Dataset excerpt =
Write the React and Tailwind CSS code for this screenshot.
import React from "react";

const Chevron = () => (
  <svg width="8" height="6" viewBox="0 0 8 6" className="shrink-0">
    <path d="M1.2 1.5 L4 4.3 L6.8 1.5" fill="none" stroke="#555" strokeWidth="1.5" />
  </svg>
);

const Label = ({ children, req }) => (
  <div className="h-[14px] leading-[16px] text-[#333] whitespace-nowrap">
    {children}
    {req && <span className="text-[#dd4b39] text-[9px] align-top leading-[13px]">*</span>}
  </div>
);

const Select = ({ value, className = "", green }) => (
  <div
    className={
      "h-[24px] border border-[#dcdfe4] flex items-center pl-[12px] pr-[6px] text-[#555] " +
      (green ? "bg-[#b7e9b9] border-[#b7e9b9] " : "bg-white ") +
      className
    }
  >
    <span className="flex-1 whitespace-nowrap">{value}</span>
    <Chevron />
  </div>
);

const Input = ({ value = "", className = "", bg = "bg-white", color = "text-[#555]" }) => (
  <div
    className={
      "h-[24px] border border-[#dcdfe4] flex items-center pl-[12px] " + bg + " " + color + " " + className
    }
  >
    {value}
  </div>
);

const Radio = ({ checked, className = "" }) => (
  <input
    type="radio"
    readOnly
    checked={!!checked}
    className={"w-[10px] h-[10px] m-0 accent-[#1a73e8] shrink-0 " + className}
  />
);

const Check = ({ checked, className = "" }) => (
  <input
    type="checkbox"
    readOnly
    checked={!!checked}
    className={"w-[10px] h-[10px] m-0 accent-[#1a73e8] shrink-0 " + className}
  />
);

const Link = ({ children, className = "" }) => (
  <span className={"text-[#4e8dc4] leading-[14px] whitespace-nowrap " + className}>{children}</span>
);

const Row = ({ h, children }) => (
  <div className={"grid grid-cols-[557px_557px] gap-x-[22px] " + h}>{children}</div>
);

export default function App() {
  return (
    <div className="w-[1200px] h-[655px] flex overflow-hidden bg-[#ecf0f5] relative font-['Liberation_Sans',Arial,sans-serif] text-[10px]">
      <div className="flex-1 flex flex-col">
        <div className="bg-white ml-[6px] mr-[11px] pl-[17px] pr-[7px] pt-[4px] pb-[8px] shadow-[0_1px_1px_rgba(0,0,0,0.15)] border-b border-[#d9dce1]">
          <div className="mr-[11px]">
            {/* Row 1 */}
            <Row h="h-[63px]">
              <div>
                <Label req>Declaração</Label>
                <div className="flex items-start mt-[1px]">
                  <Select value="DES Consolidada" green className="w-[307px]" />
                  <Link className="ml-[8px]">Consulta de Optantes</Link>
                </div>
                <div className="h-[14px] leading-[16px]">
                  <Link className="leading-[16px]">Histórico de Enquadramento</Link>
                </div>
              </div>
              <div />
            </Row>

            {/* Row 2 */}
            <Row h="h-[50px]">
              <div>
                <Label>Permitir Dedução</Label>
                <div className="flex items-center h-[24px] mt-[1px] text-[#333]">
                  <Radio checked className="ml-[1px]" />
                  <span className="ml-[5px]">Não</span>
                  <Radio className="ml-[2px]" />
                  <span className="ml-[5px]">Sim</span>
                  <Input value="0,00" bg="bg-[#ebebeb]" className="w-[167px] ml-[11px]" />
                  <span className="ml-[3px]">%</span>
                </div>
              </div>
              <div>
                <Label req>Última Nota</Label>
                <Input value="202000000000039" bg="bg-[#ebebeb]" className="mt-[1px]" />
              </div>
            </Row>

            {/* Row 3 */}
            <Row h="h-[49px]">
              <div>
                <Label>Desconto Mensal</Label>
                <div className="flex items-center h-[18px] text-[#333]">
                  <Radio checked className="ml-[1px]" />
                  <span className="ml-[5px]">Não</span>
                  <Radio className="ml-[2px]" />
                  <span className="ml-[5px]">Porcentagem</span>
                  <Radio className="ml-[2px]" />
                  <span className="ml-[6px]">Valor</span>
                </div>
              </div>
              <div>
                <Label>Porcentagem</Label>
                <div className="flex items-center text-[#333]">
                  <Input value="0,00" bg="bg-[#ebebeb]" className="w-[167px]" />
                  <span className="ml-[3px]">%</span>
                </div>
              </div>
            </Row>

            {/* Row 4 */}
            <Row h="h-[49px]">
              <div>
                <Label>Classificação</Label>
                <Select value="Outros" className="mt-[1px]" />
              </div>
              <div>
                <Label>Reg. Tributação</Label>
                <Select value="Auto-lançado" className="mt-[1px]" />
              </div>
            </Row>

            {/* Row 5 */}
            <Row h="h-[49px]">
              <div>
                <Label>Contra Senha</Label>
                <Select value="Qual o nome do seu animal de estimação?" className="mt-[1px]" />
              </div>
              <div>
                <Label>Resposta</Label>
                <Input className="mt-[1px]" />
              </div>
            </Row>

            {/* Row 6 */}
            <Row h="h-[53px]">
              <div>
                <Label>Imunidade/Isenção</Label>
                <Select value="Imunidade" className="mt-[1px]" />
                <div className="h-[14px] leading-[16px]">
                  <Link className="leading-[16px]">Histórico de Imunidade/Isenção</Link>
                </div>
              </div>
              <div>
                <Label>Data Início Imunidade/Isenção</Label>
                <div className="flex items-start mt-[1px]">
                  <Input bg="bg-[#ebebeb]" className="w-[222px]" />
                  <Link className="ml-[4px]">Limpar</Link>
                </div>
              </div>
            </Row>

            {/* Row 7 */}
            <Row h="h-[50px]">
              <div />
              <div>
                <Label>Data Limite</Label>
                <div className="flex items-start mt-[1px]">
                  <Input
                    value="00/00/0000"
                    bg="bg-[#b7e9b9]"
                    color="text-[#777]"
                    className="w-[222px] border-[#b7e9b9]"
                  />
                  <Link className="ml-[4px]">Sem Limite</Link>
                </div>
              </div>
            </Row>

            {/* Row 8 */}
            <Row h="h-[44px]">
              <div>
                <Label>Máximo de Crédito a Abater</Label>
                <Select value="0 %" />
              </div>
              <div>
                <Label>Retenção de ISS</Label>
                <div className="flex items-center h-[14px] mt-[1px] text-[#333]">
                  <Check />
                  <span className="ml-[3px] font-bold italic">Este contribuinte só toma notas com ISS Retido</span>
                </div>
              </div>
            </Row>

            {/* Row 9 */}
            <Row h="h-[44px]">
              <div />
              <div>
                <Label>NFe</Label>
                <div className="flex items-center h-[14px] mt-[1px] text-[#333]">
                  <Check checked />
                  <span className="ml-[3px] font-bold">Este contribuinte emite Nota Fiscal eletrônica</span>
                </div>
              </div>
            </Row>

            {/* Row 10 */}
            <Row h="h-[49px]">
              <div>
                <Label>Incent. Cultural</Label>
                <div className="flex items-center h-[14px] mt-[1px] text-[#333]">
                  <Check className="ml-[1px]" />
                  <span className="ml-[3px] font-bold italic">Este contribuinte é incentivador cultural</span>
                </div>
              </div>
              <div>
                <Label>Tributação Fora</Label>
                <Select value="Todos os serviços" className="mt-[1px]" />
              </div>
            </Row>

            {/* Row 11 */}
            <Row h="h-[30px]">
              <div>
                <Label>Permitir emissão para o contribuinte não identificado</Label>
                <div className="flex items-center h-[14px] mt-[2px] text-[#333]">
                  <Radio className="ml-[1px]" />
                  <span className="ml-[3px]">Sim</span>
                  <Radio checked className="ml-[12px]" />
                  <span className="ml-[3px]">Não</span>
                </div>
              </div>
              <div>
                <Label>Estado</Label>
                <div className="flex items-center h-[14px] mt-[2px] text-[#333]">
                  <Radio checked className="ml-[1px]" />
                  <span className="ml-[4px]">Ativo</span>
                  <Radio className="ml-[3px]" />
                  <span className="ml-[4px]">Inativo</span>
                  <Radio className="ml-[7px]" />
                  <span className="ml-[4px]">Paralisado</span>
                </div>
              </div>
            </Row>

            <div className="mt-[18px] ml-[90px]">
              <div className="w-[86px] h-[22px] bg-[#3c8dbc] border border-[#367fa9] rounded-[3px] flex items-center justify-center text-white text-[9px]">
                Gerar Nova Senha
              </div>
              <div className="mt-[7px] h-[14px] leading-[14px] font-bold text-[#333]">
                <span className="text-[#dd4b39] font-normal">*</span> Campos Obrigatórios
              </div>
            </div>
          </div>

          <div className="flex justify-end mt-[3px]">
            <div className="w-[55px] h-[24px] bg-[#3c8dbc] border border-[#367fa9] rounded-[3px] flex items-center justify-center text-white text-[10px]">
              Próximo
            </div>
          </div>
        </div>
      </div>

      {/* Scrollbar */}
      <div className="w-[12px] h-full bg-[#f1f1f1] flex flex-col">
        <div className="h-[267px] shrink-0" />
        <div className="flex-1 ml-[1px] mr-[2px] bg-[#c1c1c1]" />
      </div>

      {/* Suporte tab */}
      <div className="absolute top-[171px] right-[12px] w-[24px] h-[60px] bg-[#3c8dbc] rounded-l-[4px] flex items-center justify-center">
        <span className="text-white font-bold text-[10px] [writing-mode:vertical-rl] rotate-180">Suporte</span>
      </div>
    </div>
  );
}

Set exercise =
Copy all lines from the data that hold the word "React".

Task output =
Write the React and Tailwind CSS code for this screenshot.
import React from "react";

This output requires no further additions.